## START

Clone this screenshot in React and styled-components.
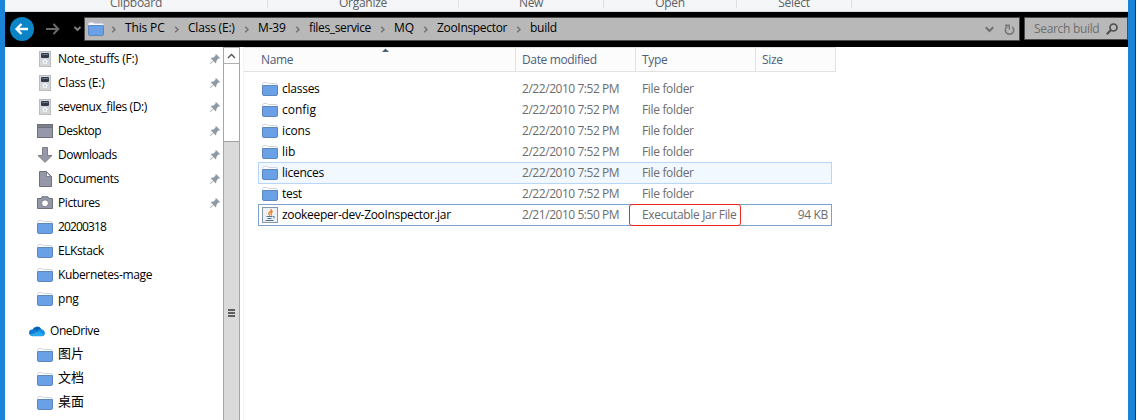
import React from "react";
import styled, { createGlobalStyle } from "styled-components";

const Global = createGlobalStyle`
  *{box-sizing:border-box}
  html,body{margin:0;padding:0;background:#fff;overflow:hidden}
  body{font:12px/16px "Open Sans","Noto Sans","Noto Sans CJK SC",sans-serif;color:#000}
  svg{display:block;flex:none}
`;
const Window = styled.div`
  width:1137px;height:420px;display:flex;flex-direction:column;overflow:hidden;
  border-left:5px solid #1a84d8;background:#fff;
`;
const Frame = styled.div`display:flex;height:420px;`;
const Main = styled.div`width:1123px;display:flex;flex-direction:column;flex:none;`;
const RightEdge = styled.div`width:8px;background:#1a84d8;border-right:1px solid #123a5e;flex:none;`;
const Ribbon = styled.div`
  height:12px;flex:none;display:flex;background:#f4f6f8;border-bottom:1px solid #dadbdc;overflow:hidden;
`;
const Group = styled.div`
  width:${p => p.$w}px;height:8px;border-right:1px solid #dfe0e2;
  color:#5c5f63;display:flex;justify-content:center;
`;
const GroupLabel = styled.span`margin-top:-5px;height:16px;white-space:nowrap;letter-spacing:-.28px;`;
const NavBar = styled.div`height:35px;flex:none;background:#000;display:flex;align-items:flex-start;padding-top:5px;`;
const NavButtons = styled.div`width:79px;height:24px;display:flex;align-items:center;`;
const Address = styled.div`
  width:936px;height:24px;border:1px solid #4a4a4a;background:#b8b8b8;display:flex;align-items:center;padding-left:3px;
`;
const Crumb = styled.span`width:${p => p.$w}px;white-space:nowrap;letter-spacing:${p => p.$ls}px;height:18px;color:#000;`;
const CrumbGap = styled.span`width:${p => p.$w}px;display:flex;padding-left:${p => p.$l}px;`;
const AddressTools = styled.div`margin-left:auto;display:flex;gap:10px;padding:1px 4px 0 0;align-items:center;`;
const Search = styled.div`
  width:104px;height:23px;margin-left:4px;border:1px solid #4a4a4a;background:#b8b8b8;color:#6e6e6e;
  display:flex;align-items:center;padding-left:9px;gap:7px;
`;
const SearchText = styled.span`width:65px;white-space:nowrap;letter-spacing:-.32px;`;
const Body = styled.div`flex:1;display:flex;min-height:0;`;
const Sidebar = styled.div`width:218px;flex:none;`;
const SideRow = styled.div`
  height:24px;display:flex;align-items:center;padding-left:${p => (p.$root ? 24 : 32)}px;padding-right:3px;
  margin-top:${p => (p.$root ? 8 : 0)}px;
`;
const SideLabel = styled.span`
  margin-left:5px;flex:1;white-space:nowrap;letter-spacing:${p => p.$ls || 0}px;font-size:${p => (p.$cjk ? 13 : 12)}px;
  padding-bottom:${p => (p.$cjk ? 4 : 0)}px;
`;
const Scroll = styled.div`
  width:17px;flex:none;display:flex;flex-direction:column;border:solid #a6a6a6;border-width:0 1px;
`;
const ScrollUp = styled.div`height:17px;border:solid #b0b0b0;border-width:1px 0;display:flex;align-items:center;justify-content:center;`;
const Track = styled.div`height:77px;`;
const Thumb = styled.div`
  flex:1;background:#dadada;border-top:1px solid #a0a0a0;display:flex;flex-direction:column;align-items:center;gap:1px;padding-top:167px;
`;
const Grip = styled.div`width:7px;height:2px;background:#606060;`;
const List = styled.div`flex:1;margin-left:3px;border-left:1px solid #f3f3f3;`;
const Header = styled.div`
  width:592px;height:25px;display:flex;background:#fcfcfc;border:1px solid #e2e2e2;border-left:0;color:#4c607a;
`;
const HeadCell = styled.div`
  width:${p => p.$w}px;padding:4px 0 0 ${p => p.$l}px;border-right:${p => (p.$last ? 0 : 1)}px solid #e2e2e2;
  letter-spacing:-.36px;display:flex;white-space:nowrap;
`;
const SortMark = styled.div`margin:-4px 0 0 89px;`;
const Rows = styled.div`padding:6px 0 0 14px;`;
const rowStates = {
  hover: "height:22px;margin-bottom:-1px;outline:1px solid #b8d6fb;outline-offset:-1px;background:#f2f8ff;",
  focus: "height:22px;outline:1px solid #7da2ce;outline-offset:-1px;",
};
const Row = styled.div`
  width:574px;height:21px;display:flex;align-items:center;color:#6d6d6d;padding-left:4px;
  ${p => rowStates[p.$state]}
`;
const Name = styled.span`width:240px;margin-left:4px;color:#000;white-space:nowrap;letter-spacing:${p => p.$ls || 0}px;`;
const DateText = styled.span`width:107px;white-space:nowrap;letter-spacing:-.45px;`;
const Type = styled.span`
  position:relative;z-index:1;
  width:112px;height:22px;padding:2px 0 0 12px;border:1px solid ${p => (p.$marked ? "#ee2a20" : "transparent")};
  border-radius:3px;white-space:nowrap;letter-spacing:-.34px;
`;
const Size = styled.span`margin-left:auto;padding-right:4px;letter-spacing:-.35px;`;

const Folder = () => (
  <svg width="16" height="16" viewBox="0 0 16 16">
    <path d="M.5 6V3.500Q.5 1.500 2 1.500H5L6 2.500H14Q15.500 2.500 15.500 4V6" fill="#fff" stroke="#d0d6e6" />
    <path d="M.5 5Q.5 4.500 1 4.500H15Q15.500 4.500 15.500 5V13Q15.500 14.500 14 14.500H2Q.5 14.500 .5 13Z" fill="#6aa1e6" stroke="#5c86bd" />
  </svg>
);
const Drive = () => (
  <svg width="16" height="16" viewBox="0 0 16 16">
    <rect x="2.500" y=".5" width="11" height="15" fill="#d4d6da" stroke="#b9bcc1" />
    <rect x="4" y="2" width="8" height="5" rx="1" fill="#343b4a" />
    <path d="M5 3H11V4H5Z" fill="#697689" />
    <circle cx="8" cy="10.700" r="3.300" fill="#eceef0" stroke="#c3c6ca" strokeWidth=".7" />
    <circle cx="8" cy="10.700" r="1" fill="#cfd2d6" />
  </svg>
);
const Desktop = () => (
  <svg width="16" height="16" viewBox="0 0 16 16">
    <rect x=".5" y="1.500" width="15" height="13" fill="#9498a8" stroke="#6d7078" />
    <path d="M1 2H15V4H1Z" fill="#7d808b" /><path d="M1 4.500H15" stroke="#6d7078" />
  </svg>
);
const Download = () => (
  <svg width="16" height="16" viewBox="0 0 16 16">
    <path d="M5.500 .5H10.500V8.500H15L8 15.300L1 8.500H5.500Z" fill="#9498a8" stroke="#7c7e84" />
  </svg>
);
const Doc = () => (
  <svg width="16" height="16" viewBox="0 0 16 16">
    <path d="M2.500 .5H9.500L14.500 5.500V15.500H2.500Z" fill="#9498a8" stroke="#6d7078" />
    <path d="M9.500 1V5.500H14Z" fill="#fff" stroke="#6d7078" strokeWidth=".8" />
  </svg>
);
const Camera = () => (
  <svg width="16" height="16" viewBox="0 0 16 16">
    <path d="M.5 3.500H4L5 1.800H11L12 3.500H15.500V13.500H.5Z" fill="#9498a8" stroke="#6d7078" />
    <circle cx="8" cy="8.300" r="3.500" fill="#fff" stroke="#777b85" />
  </svg>
);
const Cloud = () => (
  <svg width="16" height="16" viewBox="0 0 16 16">
    <path d="M3.300 7A5 5 0 0 1 12.300 6L10 11H4Z" fill="#0563b8" />
    <path d="M3.500 6.500Q6 5.600 8 7.500L10 13H3A3.200 3.200 0 0 1 3.500 6.500Z" fill="#0f7bd4" />
    <path d="M8.500 8.500Q9.500 5.500 12.200 6Q15.800 7 15.900 10.200Q15.800 13 13 13H7Z" fill="#1490df" />
    <path d="M1.300 11.800L9.500 8.300L15.200 12Q14.400 13.200 13 13.200H3.300Q2 13 1.300 11.800Z" fill="#28a8ea" />
  </svg>
);
const Pin = () => (
  <svg width="10" height="10" viewBox="0 0 10 10">
    <path d="M6 0L10 4L9 4.700L8.500 4.500L6.500 6.500L6.300 8.500L5.500 9.200L3.400 7L.5 10L0 9.500L3 6.500L.8 4.400L1.500 3.700L3.700 3.500L5.600 1.500L5.300 1Z" fill="#8e9aa3" />
  </svg>
);
const Jar = () => (
  <svg width="16" height="16" viewBox="0 0 16 16">
    <rect x=".5" y=".5" width="15" height="15" fill="#edf1f5" stroke="#8597a9" />
    <path d="M9 2Q10 3.800 7.800 5Q5.600 6.600 8 8.500M10.800 4.300Q7.800 5.700 9.500 7.200L9 8.500" fill="none" stroke="#e9811f" strokeWidth="1.300" />
    <path d="M4.500 9.500H10.500M5.500 11.500H9.500M3.500 13.500H11.500M11 9.500Q13.800 9.300 11.300 11.500" fill="none" stroke="#4f718f" />
  </svg>
);
const Chevron = () => (
  <svg width="6" height="7" viewBox="0 0 6 7"><path d="M1.200 .7L4 3.500L1.200 6.300" fill="none" stroke="#737373" strokeWidth="1.500" /></svg>
);
const Down = () => (
  <svg width="9" height="7" viewBox="0 0 9 7"><path d="M.8 1.300L4.500 5L8.200 1.300" fill="none" stroke="#707070" strokeWidth="2" /></svg>
);
const NavIcons = () => (
  <svg width="79" height="24" viewBox="0 0 79 24">
    <circle cx="17" cy="12" r="12" fill="#0a84c6" />
    <path d="M23 12H12M16.500 7L11.500 12L16.500 17" fill="none" stroke="#fff" strokeWidth="2.300" />
    <path d="M41 12H53M48.500 7L53.300 12L48.500 17" fill="none" stroke="#6a6a6a" strokeWidth="2" />
    <path d="M69.500 10L72.500 13L75.500 10" fill="none" stroke="#858585" strokeWidth="1.800" />
  </svg>
);
const Refresh = () => (
  <svg width="11" height="12" viewBox="0 0 11 12">
    <path d="M3.500 2.300A4.200 4.200 0 1 0 8.300 2.800" fill="none" stroke="#777" strokeWidth="1.600" />
    <path d="M1 1.300H5.300V5.500" fill="none" stroke="#777" strokeWidth="1.500" />
  </svg>
);
const Magnifier = () => (
  <svg width="12" height="12" viewBox="0 0 12 12">
    <circle cx="7.500" cy="4.500" r="3.500" fill="none" stroke="#4e4e4e" strokeWidth="1.700" />
    <path d="M5 7L.8 11.200" stroke="#4e4e4e" strokeWidth="2" />
  </svg>
);

const side = [
  [Drive, "Note_stuffs (F:)", 1, -.21], [Drive, "Class (E:)", 1, -.22], [Drive, "sevenux_files (D:)", 1, -.4],
  [Desktop, "Desktop", 1, -.44], [Download, "Downloads", 1, -.42], [Doc, "Documents", 1, -.37], [Camera, "Pictures", 1, -.4],
  [Folder, "20200318", 0, -.85], [Folder, "ELKstack", 0, -.42], [Folder, "Kubernetes-mage", 0, -.36], [Folder, "png", 0, -.2],
  [Cloud, "OneDrive", 0, -.45], [Folder, "图片", 0, 0], [Folder, "文档", 0, 0], [Folder, "桌面", 0, 0],
];
const crumbs = [
  [21, 7, "This PC", 40, -.15], [23, 9, "Class (E:)", 47, -.2], [23, 9, "M-39", 28, -.15],
  [23, 9, "files_service", 62, -.36], [23, 9, "MQ", 20, -.15], [23, 9, "ZooInspector", 70, -.32], [23, 9, "build", 30, -.25],
];
const files = [
  ["classes", -.25], ["config", 0], ["icons", -.15], ["lib", 0], ["licences", -.28], ["test", -.3], ["zookeeper-dev-ZooInspector.jar", -.32],
];

export default function App() {
  return (
    <Window>
      <Global />
      <Frame>
        <Main>
          <Ribbon>
            <Group $w={263}><GroupLabel>Clipboard</GroupLabel></Group>
            <Group $w={191}><GroupLabel>Organize</GroupLabel></Group>
            <Group $w={145}><GroupLabel>New</GroupLabel></Group>
            <Group $w={133}><GroupLabel>Open</GroupLabel></Group>
            <Group $w={115}><GroupLabel>Select</GroupLabel></Group>
          </Ribbon>
          <NavBar>
            <NavButtons><NavIcons /></NavButtons>
            <Address>
              <Folder />
              {crumbs.map(([g, l, t, w, ls]) => (
                <React.Fragment key={t}><CrumbGap $w={g} $l={l}><Chevron /></CrumbGap><Crumb $w={w} $ls={ls}>{t}</Crumb></React.Fragment>
              ))}
              <AddressTools><Down /><Refresh /></AddressTools>
            </Address>
            <Search><SearchText>Search build</SearchText><Magnifier /></Search>
          </NavBar>
          <Body>
            <Sidebar>
              {side.map(([Icon, t, pin, ls], i) => (
                <SideRow key={t} $root={t === "OneDrive"}>
                  <Icon /><SideLabel $ls={ls} $cjk={i > 11}>{t}</SideLabel>{pin ? <Pin /> : null}
                </SideRow>
              ))}
            </Sidebar>
            <Scroll>
              <ScrollUp><svg width="9" height="6" viewBox="0 0 9 6"><path d="M1 5L4.500 1.500L8 5" fill="none" stroke="#505050" strokeWidth="1.300" /></svg></ScrollUp>
              <Track />
              <Thumb><Grip /><Grip /><Grip /></Thumb>
            </Scroll>
            <List>
              <Header>
                <HeadCell $w={272} $l={17}>Name<SortMark><svg width="7" height="4"><path d="M0 4L3.500 .5L7 4Z" fill="#4c607a" /></svg></SortMark></HeadCell>
                <HeadCell $w={120} $l={6}>Date modified</HeadCell>
                <HeadCell $w={120} $l={6}>Type</HeadCell>
                <HeadCell $w={79} $l={6} $last>Size</HeadCell>
              </Header>
              <Rows>
                {files.map(([t, ls], i) => (
                  <Row key={t} $state={i === 4 ? "hover" : i === 6 ? "focus" : undefined}>
                    {i === 6 ? <Jar /> : <Folder />}
                    <Name $ls={ls}>{t}</Name>
                    <DateText>{i === 6 ? "2/21/2010 5:50 PM" : "2/22/2010 7:52 PM"}</DateText>
                    <Type $marked={i === 6}>{i === 6 ? "Executable Jar File" : "File folder"}</Type>
                    {i === 6 && <Size>94 KB</Size>}
                  </Row>
                ))}
              </Rows>
            </List>
          </Body>
        </Main>
        <RightEdge />
      </Frame>
    </Window>
  );
}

## END

Which lines above hold the word "React"? Copy each of them.

Clone this screenshot in React and styled-components.
import React from "react";
                <React.Fragment key={t}><CrumbGap $w={g} $l={l}><Chevron /></CrumbGap><Crumb $w={w} $ls={ls}>{t}</Crumb></React.Fragment>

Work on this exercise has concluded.